───── Source excerpt
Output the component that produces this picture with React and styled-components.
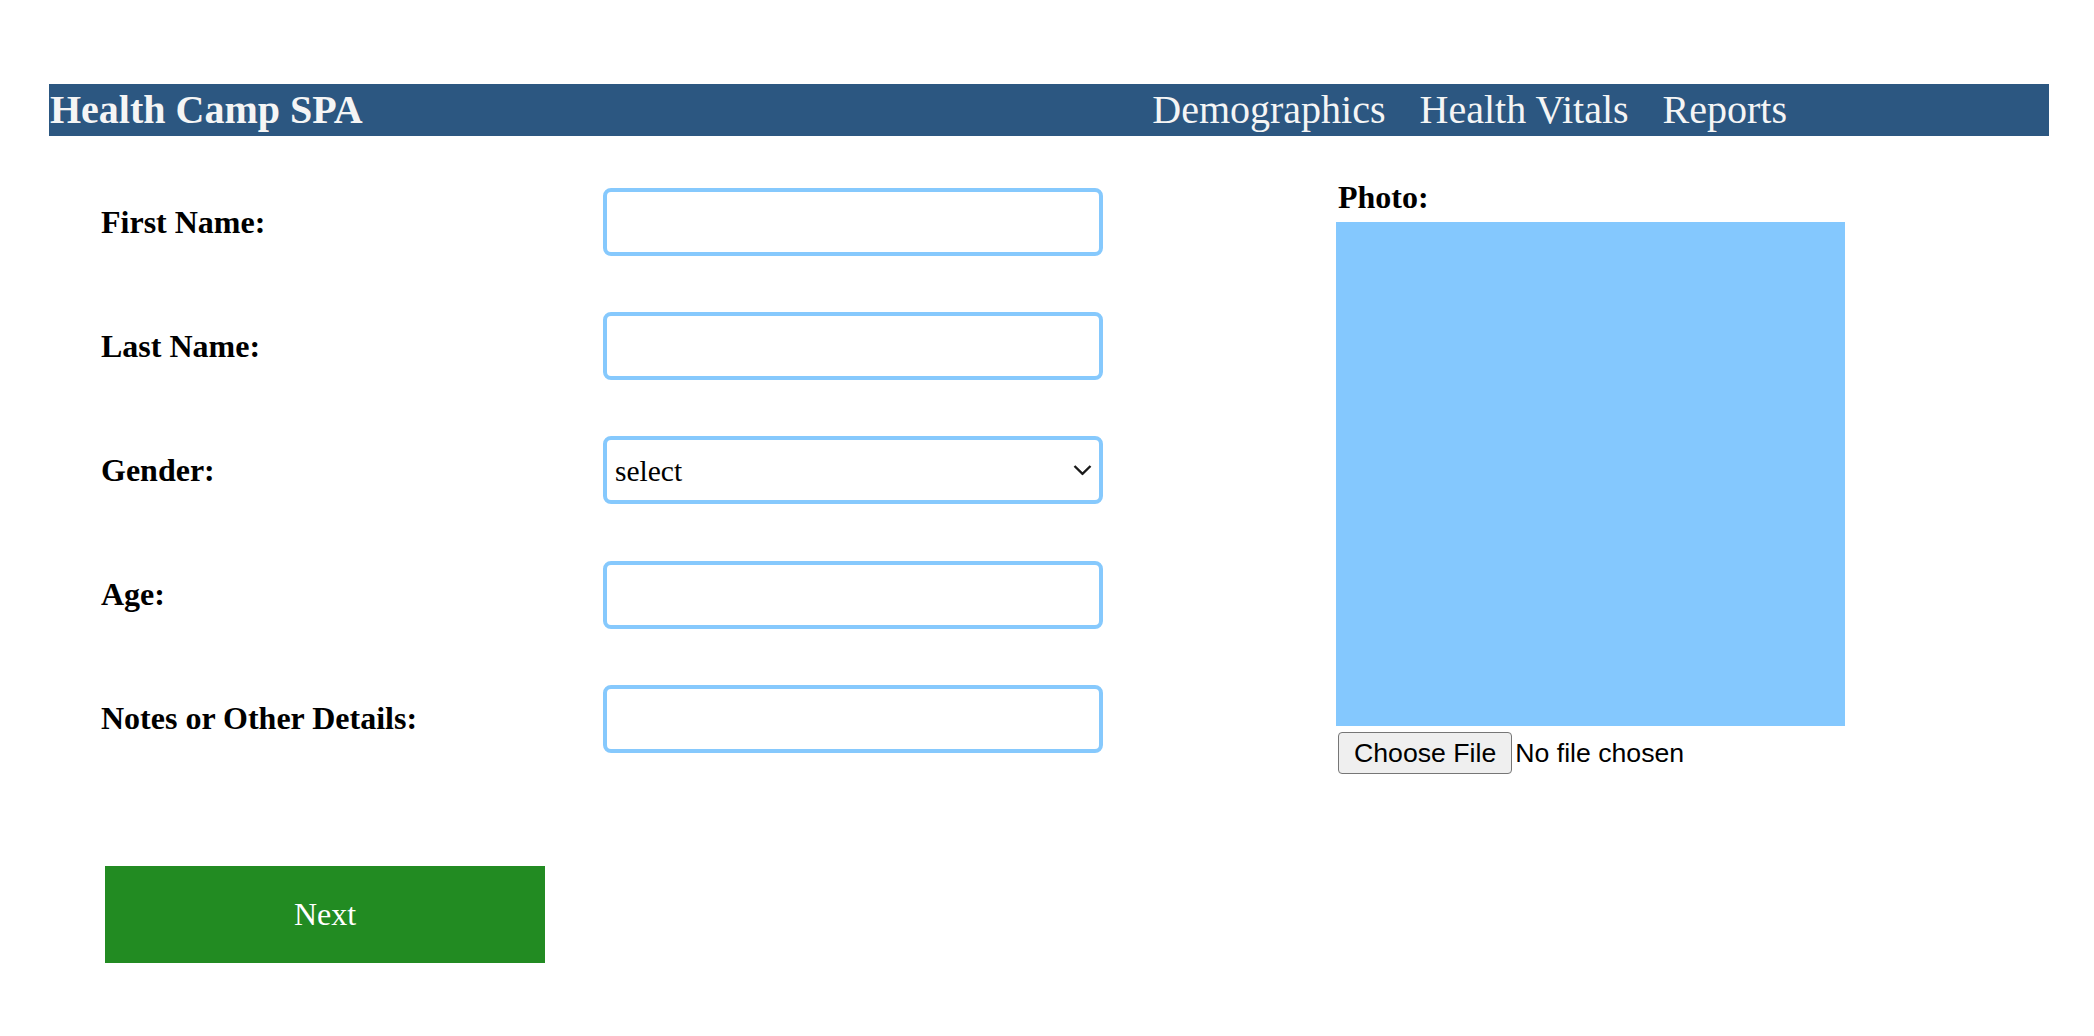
import React from "react";
import styled, { createGlobalStyle } from "styled-components";

const GlobalStyle = createGlobalStyle`
  html, body { margin: 0; padding: 0; background: #ffffff; }
  body { font-family: "Liberation Serif", "Times New Roman", serif; color: #000; }
  * { box-sizing: border-box; }
`;

const Page = styled.div`
  padding: 84px 45px 60px 49px;
`;

const Header = styled.header`
  display: flex;
  align-items: center;
  height: 52px;
  background: #2c5781;
  color: #f5f5f5;
`;

const Title = styled.h1`
  margin: 0;
  padding-left: 1px;
  font-size: 40px;
  font-weight: 700;
  line-height: 1;
  white-space: nowrap;
`;

const Nav = styled.nav`
  display: flex;
  gap: 34px;
  margin-left: auto;
  margin-right: 262px;
`;

const NavLink = styled.a`
  font-size: 40px;
  line-height: 1;
  color: #f5f5f5;
  text-decoration: none;
  white-space: nowrap;
  cursor: pointer;
`;

const Main = styled.main`
  display: flex;
  align-items: flex-start;
`;

const FormColumn = styled.section`
  display: flex;
  flex-direction: column;
  margin-left: 52px;
  padding-top: 52px;
`;

const Fields = styled.div`
  display: grid;
  grid-template-columns: 502px 500px;
  grid-auto-rows: 68px;
  row-gap: 56.2px;
  align-items: center;
`;

const Label = styled.label`
  font-size: 32px;
  font-weight: 700;
  white-space: nowrap;
`;

const fieldBox = `
  width: 500px;
  height: 68px;
  border: 4px solid #86c9fd;
  border-radius: 8px;
  background: #ffffff;
  outline: none;
`;

const TextInput = styled.input`
  ${fieldBox}
  padding: 0 10px;
  font-family: "Liberation Serif", serif;
  font-size: 28px;
`;

const SelectWrap = styled.div`
  position: relative;
  width: 500px;
  height: 68px;
`;

const Select = styled.select`
  ${fieldBox}
  appearance: none;
  -webkit-appearance: none;
  padding: 2px 40px 0 8px;
  font-family: "Liberation Serif", serif;
  font-size: 29.5px;
  color: #000;
`;

const Chevron = styled.svg`
  position: absolute;
  right: 11px;
  top: 50%;
  width: 19px;
  height: 11px;
  transform: translateY(-50%);
  pointer-events: none;
`;

const NextButton = styled.button`
  margin-top: 113px;
  margin-left: 4px;
  width: 440px;
  height: 97px;
  border: none;
  background: #228b22;
  color: #ffffff;
  font-family: "Liberation Serif", serif;
  font-size: 32px;
  cursor: pointer;
`;

const PhotoColumn = styled.section`
  display: flex;
  flex-direction: column;
  margin-left: 233px;
  padding-top: 43px;
`;

const PhotoLabel = styled.label`
  padding-left: 2px;
  font-size: 32px;
  font-weight: 700;
  line-height: 36px;
`;

const PhotoBox = styled.div`
  margin-top: 7px;
  width: 509px;
  height: 504px;
  background: #84c8fe;
`;

const FileRow = styled.div`
  display: flex;
  align-items: center;
  margin-top: 6px;
  margin-left: 2px;
  font-family: "Liberation Sans", Arial, sans-serif;
  font-size: 26.67px;
`;

const FileButton = styled.button`
  height: 42px;
  padding: 0 15px;
  border: 1.5px solid #767676;
  border-radius: 4px;
  background: #efefef;
  color: #000;
  font-family: "Liberation Sans", Arial, sans-serif;
  font-size: 26.67px;
  cursor: pointer;
`;

const FileName = styled.span`
  margin-left: 3px;
  color: #000;
`;

const fields = [
  { id: "first", label: "First Name:" },
  { id: "last", label: "Last Name:" },
  { id: "gender", label: "Gender:", select: true },
  { id: "age", label: "Age:" },
  { id: "notes", label: "Notes or Other Details:" },
];

export default function App() {
  return (
    <>
      <GlobalStyle />
      <Page>
        <Header>
          <Title>Health Camp SPA</Title>
          <Nav>
            <NavLink>Demographics</NavLink>
            <NavLink>Health Vitals</NavLink>
            <NavLink>Reports</NavLink>
          </Nav>
        </Header>
        <Main>
          <FormColumn>
            <Fields>
              {fields.map((f) => (
                <React.Fragment key={f.id}>
                  <Label htmlFor={f.id}>{f.label}</Label>
                  {f.select ? (
                    <SelectWrap>
                      <Select id={f.id} defaultValue="">
                        <option value="">select</option>
                        <option value="male">Male</option>
                        <option value="female">Female</option>
                        <option value="other">Other</option>
                      </Select>
                      <Chevron viewBox="0 0 19 11" fill="none">
                        <path d="M1.5 1.5 L9.5 9.3 L17.5 1.5" stroke="#1a1a1a" strokeWidth="2.4" />
                      </Chevron>
                    </SelectWrap>
                  ) : (
                    <TextInput id={f.id} type="text" />
                  )}
                </React.Fragment>
              ))}
            </Fields>
            <NextButton type="button">Next</NextButton>
          </FormColumn>
          <PhotoColumn>
            <PhotoLabel>Photo:</PhotoLabel>
            <PhotoBox />
            <FileRow>
              <FileButton type="button">Choose File</FileButton>
              <FileName>No file chosen</FileName>
            </FileRow>
          </PhotoColumn>
        </Main>
      </Page>
    </>
  );
}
──────────
Job -
Copy out all of the data word for word. Do not carry over any picture.

The response -
Output the component that produces this picture with React and styled-components.
import React from "react";
import styled, { createGlobalStyle } from "styled-components";

const GlobalStyle = createGlobalStyle`
  html, body { margin: 0; padding: 0; background: #ffffff; }
  body { font-family: "Liberation Serif", "Times New Roman", serif; color: #000; }
  * { box-sizing: border-box; }
`;

const Page = styled.div`
  padding: 84px 45px 60px 49px;
`;

const Header = styled.header`
  display: flex;
  align-items: center;
  height: 52px;
  background: #2c5781;
  color: #f5f5f5;
`;

const Title = styled.h1`
  margin: 0;
  padding-left: 1px;
  font-size: 40px;
  font-weight: 700;
  line-height: 1;
  white-space: nowrap;
`;

const Nav = styled.nav`
  display: flex;
  gap: 34px;
  margin-left: auto;
  margin-right: 262px;
`;

const NavLink = styled.a`
  font-size: 40px;
  line-height: 1;
  color: #f5f5f5;
  text-decoration: none;
  white-space: nowrap;
  cursor: pointer;
`;

const Main = styled.main`
  display: flex;
  align-items: flex-start;
`;

const FormColumn = styled.section`
  display: flex;
  flex-direction: column;
  margin-left: 52px;
  padding-top: 52px;
`;

const Fields = styled.div`
  display: grid;
  grid-template-columns: 502px 500px;
  grid-auto-rows: 68px;
  row-gap: 56.2px;
  align-items: center;
`;

const Label = styled.label`
  font-size: 32px;
  font-weight: 700;
  white-space: nowrap;
`;

const fieldBox = `
  width: 500px;
  height: 68px;
  border: 4px solid #86c9fd;
  border-radius: 8px;
  background: #ffffff;
  outline: none;
`;

const TextInput = styled.input`
  ${fieldBox}
  padding: 0 10px;
  font-family: "Liberation Serif", serif;
  font-size: 28px;
`;

const SelectWrap = styled.div`
  position: relative;
  width: 500px;
  height: 68px;
`;

const Select = styled.select`
  ${fieldBox}
  appearance: none;
  -webkit-appearance: none;
  padding: 2px 40px 0 8px;
  font-family: "Liberation Serif", serif;
  font-size: 29.5px;
  color: #000;
`;

const Chevron = styled.svg`
  position: absolute;
  right: 11px;
  top: 50%;
  width: 19px;
  height: 11px;
  transform: translateY(-50%);
  pointer-events: none;
`;

const NextButton = styled.button`
  margin-top: 113px;
  margin-left: 4px;
  width: 440px;
  height: 97px;
  border: none;
  background: #228b22;
  color: #ffffff;
  font-family: "Liberation Serif", serif;
  font-size: 32px;
  cursor: pointer;
`;

const PhotoColumn = styled.section`
  display: flex;
  flex-direction: column;
  margin-left: 233px;
  padding-top: 43px;
`;

const PhotoLabel = styled.label`
  padding-left: 2px;
  font-size: 32px;
  font-weight: 700;
  line-height: 36px;
`;

const PhotoBox = styled.div`
  margin-top: 7px;
  width: 509px;
  height: 504px;
  background: #84c8fe;
`;

const FileRow = styled.div`
  display: flex;
  align-items: center;
  margin-top: 6px;
  margin-left: 2px;
  font-family: "Liberation Sans", Arial, sans-serif;
  font-size: 26.67px;
`;

const FileButton = styled.button`
  height: 42px;
  padding: 0 15px;
  border: 1.5px solid #767676;
  border-radius: 4px;
  background: #efefef;
  color: #000;
  font-family: "Liberation Sans", Arial, sans-serif;
  font-size: 26.67px;
  cursor: pointer;
`;

const FileName = styled.span`
  margin-left: 3px;
  color: #000;
`;

const fields = [
  { id: "first", label: "First Name:" },
  { id: "last", label: "Last Name:" },
  { id: "gender", label: "Gender:", select: true },
  { id: "age", label: "Age:" },
  { id: "notes", label: "Notes or Other Details:" },
];

export default function App() {
  return (
    <>
      <GlobalStyle />
      <Page>
        <Header>
          <Title>Health Camp SPA</Title>
          <Nav>
            <NavLink>Demographics</NavLink>
            <NavLink>Health Vitals</NavLink>
            <NavLink>Reports</NavLink>
          </Nav>
        </Header>
        <Main>
          <FormColumn>
            <Fields>
              {fields.map((f) => (
                <React.Fragment key={f.id}>
                  <Label htmlFor={f.id}>{f.label}</Label>
                  {f.select ? (
                    <SelectWrap>
                      <Select id={f.id} defaultValue="">
                        <option value="">select</option>
                        <option value="male">Male</option>
                        <option value="female">Female</option>
                        <option value="other">Other</option>
                      </Select>
                      <Chevron viewBox="0 0 19 11" fill="none">
                        <path d="M1.5 1.5 L9.5 9.3 L17.5 1.5" stroke="#1a1a1a" strokeWidth="2.4" />
                      </Chevron>
                    </SelectWrap>
                  ) : (
                    <TextInput id={f.id} type="text" />
                  )}
                </React.Fragment>
              ))}
            </Fields>
            <NextButton type="button">Next</NextButton>
          </FormColumn>
          <PhotoColumn>
            <PhotoLabel>Photo:</PhotoLabel>
            <PhotoBox />
            <FileRow>
              <FileButton type="button">Choose File</FileButton>
              <FileName>No file chosen</FileName>
            </FileRow>
          </PhotoColumn>
        </Main>
      </Page>
    </>
  );
}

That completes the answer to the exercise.